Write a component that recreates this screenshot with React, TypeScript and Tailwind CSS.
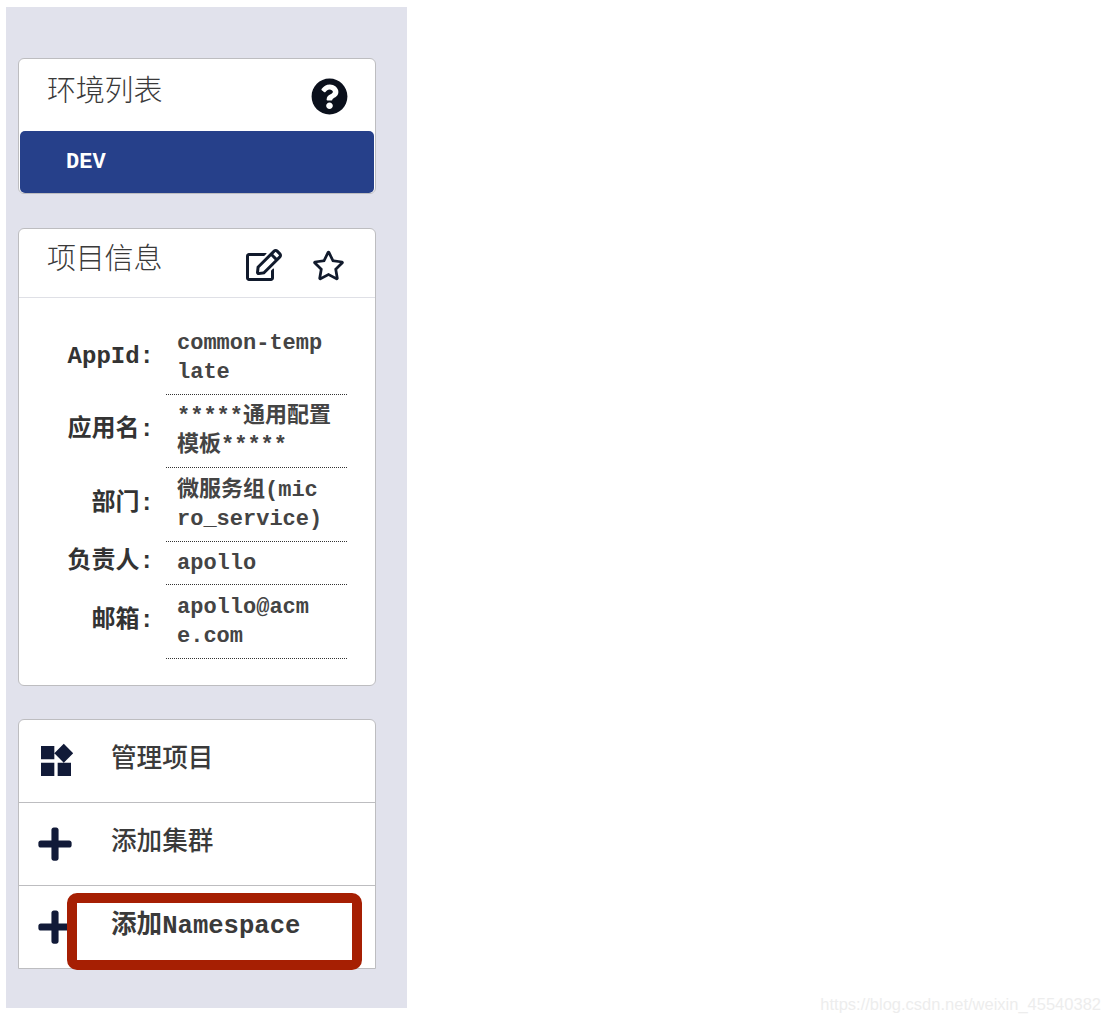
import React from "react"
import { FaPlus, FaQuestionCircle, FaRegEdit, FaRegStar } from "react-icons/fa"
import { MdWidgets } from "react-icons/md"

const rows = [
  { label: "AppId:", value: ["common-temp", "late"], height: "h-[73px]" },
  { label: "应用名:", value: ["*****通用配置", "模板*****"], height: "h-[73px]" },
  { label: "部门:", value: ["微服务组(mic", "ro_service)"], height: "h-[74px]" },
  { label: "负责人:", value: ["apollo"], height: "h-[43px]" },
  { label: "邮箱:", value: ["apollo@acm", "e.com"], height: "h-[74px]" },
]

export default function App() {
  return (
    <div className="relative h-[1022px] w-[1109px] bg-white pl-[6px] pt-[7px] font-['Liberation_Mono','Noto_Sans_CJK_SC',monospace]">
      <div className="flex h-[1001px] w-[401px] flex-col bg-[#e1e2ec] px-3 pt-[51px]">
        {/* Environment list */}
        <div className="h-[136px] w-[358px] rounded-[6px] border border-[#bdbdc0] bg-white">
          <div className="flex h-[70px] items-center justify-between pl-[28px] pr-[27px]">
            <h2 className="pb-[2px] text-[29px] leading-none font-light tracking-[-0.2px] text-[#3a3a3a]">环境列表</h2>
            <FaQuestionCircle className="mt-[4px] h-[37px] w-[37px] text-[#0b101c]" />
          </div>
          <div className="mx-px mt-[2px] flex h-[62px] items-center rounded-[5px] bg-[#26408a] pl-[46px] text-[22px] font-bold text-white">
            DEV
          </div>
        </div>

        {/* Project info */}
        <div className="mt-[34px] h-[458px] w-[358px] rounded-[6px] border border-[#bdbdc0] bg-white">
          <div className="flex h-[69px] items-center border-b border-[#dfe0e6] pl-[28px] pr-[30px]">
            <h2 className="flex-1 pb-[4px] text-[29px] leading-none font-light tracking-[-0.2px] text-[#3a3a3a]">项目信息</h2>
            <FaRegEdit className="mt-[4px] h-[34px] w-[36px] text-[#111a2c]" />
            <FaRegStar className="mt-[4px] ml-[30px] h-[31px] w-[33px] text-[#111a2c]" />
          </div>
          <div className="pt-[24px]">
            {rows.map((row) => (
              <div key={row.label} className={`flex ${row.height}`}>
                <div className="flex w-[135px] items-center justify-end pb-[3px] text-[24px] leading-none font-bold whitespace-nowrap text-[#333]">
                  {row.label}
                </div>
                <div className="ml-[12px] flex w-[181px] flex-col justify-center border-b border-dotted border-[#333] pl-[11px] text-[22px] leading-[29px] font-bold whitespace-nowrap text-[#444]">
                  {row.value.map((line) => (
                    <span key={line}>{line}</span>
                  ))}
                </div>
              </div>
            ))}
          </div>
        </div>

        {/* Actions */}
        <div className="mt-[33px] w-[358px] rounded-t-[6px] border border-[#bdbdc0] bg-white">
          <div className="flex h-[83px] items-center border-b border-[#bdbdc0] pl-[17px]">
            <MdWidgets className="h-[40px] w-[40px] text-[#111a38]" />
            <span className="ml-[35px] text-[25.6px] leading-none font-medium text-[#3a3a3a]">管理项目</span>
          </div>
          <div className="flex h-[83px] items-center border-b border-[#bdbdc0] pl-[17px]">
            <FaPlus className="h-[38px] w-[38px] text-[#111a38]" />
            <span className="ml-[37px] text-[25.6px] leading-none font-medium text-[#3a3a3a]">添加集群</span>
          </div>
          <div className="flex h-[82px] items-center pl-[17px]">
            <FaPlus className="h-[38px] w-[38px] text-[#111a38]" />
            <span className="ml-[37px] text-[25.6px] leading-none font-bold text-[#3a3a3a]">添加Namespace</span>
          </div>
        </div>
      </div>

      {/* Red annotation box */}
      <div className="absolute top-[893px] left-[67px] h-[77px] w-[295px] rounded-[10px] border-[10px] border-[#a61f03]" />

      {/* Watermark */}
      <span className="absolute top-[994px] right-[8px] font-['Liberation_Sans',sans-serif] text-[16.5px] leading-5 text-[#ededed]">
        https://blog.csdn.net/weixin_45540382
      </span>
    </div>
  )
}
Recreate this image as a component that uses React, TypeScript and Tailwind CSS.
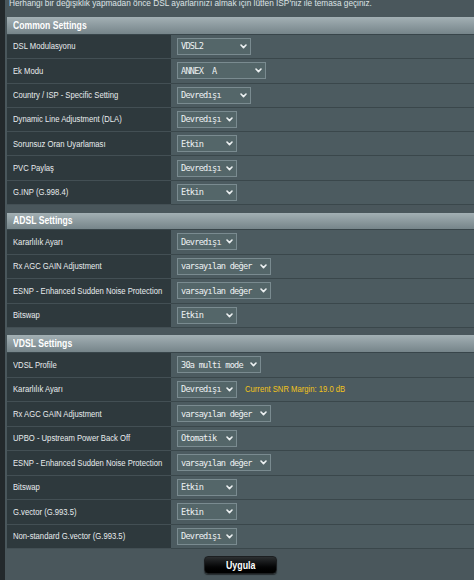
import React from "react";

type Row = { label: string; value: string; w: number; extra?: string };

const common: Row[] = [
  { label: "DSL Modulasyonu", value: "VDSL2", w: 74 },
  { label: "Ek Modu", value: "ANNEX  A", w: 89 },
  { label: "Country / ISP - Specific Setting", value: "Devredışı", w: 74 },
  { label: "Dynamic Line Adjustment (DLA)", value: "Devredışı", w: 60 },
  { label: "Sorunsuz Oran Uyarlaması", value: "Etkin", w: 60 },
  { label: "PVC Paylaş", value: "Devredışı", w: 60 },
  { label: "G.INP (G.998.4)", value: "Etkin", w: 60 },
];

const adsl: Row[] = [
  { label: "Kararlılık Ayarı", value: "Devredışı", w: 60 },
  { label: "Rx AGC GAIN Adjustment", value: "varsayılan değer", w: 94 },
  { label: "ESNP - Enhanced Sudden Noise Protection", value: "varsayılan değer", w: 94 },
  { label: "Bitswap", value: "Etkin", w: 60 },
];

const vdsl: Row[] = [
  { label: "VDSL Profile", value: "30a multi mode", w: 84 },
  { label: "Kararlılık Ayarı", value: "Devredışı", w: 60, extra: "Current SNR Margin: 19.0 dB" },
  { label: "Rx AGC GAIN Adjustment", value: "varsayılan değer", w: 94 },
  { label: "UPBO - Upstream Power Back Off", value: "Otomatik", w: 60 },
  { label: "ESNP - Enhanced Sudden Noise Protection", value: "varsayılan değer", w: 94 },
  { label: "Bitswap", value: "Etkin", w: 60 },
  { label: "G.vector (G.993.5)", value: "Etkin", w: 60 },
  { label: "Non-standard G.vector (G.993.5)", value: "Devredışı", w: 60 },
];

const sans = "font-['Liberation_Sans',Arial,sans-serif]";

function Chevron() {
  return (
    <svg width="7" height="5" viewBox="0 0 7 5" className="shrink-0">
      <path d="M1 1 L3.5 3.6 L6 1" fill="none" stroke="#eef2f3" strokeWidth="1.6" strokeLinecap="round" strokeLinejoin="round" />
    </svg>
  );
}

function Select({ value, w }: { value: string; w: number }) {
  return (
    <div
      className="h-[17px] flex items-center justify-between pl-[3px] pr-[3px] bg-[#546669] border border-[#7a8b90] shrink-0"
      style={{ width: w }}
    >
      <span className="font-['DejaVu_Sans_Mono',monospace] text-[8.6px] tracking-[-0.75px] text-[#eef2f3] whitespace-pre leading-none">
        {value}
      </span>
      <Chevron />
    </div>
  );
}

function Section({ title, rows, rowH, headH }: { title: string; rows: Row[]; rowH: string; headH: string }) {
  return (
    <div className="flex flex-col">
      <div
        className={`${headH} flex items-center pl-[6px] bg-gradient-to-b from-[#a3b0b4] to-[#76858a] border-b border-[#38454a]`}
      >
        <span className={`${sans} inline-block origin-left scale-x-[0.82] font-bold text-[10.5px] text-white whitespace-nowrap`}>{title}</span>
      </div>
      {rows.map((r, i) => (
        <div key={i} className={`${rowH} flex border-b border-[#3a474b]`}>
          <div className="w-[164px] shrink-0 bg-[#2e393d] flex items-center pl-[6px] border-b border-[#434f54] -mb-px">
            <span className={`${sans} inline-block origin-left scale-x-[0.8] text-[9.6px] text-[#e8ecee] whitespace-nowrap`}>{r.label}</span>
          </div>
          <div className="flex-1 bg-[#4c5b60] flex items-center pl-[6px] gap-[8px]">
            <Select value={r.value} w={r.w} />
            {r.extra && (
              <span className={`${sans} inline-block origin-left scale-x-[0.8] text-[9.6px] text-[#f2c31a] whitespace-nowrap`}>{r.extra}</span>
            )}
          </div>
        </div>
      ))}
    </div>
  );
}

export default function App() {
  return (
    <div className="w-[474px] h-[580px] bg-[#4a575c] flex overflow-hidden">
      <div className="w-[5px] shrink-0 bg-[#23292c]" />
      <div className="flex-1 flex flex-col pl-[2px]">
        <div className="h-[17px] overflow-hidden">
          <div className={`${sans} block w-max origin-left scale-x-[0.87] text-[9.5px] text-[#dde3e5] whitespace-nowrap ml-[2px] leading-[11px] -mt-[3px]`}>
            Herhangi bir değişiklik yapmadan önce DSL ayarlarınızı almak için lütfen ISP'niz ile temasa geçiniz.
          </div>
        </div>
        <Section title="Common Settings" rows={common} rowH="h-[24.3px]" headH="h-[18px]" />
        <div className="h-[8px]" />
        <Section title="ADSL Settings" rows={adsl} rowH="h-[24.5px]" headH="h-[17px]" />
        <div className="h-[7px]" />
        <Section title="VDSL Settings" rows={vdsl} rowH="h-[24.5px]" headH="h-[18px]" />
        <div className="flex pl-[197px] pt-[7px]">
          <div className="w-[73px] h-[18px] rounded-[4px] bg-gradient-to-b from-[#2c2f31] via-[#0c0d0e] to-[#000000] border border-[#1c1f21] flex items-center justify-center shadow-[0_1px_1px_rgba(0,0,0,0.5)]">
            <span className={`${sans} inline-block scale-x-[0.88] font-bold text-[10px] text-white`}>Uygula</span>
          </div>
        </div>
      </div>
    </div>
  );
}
* * *
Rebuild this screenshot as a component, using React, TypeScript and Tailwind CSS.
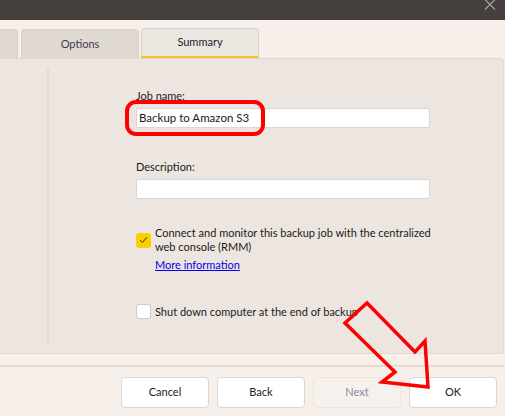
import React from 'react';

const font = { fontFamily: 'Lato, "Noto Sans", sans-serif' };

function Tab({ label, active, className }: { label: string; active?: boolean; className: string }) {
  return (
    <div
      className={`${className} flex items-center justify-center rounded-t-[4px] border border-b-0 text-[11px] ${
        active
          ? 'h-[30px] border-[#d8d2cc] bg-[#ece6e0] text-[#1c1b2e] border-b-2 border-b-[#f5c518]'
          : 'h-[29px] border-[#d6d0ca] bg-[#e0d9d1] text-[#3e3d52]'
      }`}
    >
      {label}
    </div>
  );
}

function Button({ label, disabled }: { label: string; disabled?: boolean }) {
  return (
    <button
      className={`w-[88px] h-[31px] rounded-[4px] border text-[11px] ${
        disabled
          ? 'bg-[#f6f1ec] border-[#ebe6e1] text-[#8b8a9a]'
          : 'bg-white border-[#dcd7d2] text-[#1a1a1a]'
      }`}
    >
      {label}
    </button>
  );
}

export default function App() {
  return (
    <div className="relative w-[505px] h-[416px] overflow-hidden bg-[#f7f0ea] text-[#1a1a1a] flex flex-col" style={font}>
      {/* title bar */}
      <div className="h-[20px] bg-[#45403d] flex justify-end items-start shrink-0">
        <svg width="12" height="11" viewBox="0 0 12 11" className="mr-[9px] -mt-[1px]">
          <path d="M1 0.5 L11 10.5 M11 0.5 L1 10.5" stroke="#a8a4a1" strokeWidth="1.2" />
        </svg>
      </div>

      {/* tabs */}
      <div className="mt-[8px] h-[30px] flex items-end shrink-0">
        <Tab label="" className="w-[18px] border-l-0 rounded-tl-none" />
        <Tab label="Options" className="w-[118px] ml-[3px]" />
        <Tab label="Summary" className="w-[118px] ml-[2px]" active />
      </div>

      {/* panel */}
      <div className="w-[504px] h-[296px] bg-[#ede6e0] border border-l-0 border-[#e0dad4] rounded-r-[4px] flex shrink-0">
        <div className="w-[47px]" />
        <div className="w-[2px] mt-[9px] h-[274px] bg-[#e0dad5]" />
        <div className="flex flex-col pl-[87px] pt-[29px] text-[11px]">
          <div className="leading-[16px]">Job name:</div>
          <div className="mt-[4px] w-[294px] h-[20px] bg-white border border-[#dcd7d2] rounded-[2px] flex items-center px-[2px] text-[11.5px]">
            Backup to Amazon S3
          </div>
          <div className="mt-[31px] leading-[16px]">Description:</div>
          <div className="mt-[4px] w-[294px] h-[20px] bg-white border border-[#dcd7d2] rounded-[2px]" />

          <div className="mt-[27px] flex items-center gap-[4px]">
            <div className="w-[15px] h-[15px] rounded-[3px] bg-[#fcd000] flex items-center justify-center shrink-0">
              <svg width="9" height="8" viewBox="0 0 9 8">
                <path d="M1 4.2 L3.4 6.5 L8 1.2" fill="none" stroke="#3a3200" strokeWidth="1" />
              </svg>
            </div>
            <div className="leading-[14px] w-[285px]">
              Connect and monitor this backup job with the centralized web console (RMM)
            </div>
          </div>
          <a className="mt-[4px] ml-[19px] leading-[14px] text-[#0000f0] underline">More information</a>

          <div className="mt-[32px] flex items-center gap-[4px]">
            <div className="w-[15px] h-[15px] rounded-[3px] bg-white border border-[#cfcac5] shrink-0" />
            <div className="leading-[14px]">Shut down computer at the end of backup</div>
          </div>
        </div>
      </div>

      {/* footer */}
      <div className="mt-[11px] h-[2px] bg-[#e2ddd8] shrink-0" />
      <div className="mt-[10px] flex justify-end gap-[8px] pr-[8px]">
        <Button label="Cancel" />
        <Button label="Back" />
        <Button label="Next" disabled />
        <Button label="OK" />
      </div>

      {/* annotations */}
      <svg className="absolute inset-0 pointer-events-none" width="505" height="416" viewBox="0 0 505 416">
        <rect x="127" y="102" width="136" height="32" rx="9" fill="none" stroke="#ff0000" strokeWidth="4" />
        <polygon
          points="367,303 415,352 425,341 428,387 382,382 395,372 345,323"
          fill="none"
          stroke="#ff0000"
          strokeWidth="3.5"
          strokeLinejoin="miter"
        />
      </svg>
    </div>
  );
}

§ Task brief
Review the preceding data and report every line that includes the string "this".

§ Expected answer
Write a component that recreates this screenshot with React, TypeScript and Tailwind CSS.
Recreate this image as a component that uses React, TypeScript and Tailwind CSS.
Rebuild this screenshot as a component, using React, TypeScript and Tailwind CSS.
              Connect and monitor this backup job with the centralized web console (RMM)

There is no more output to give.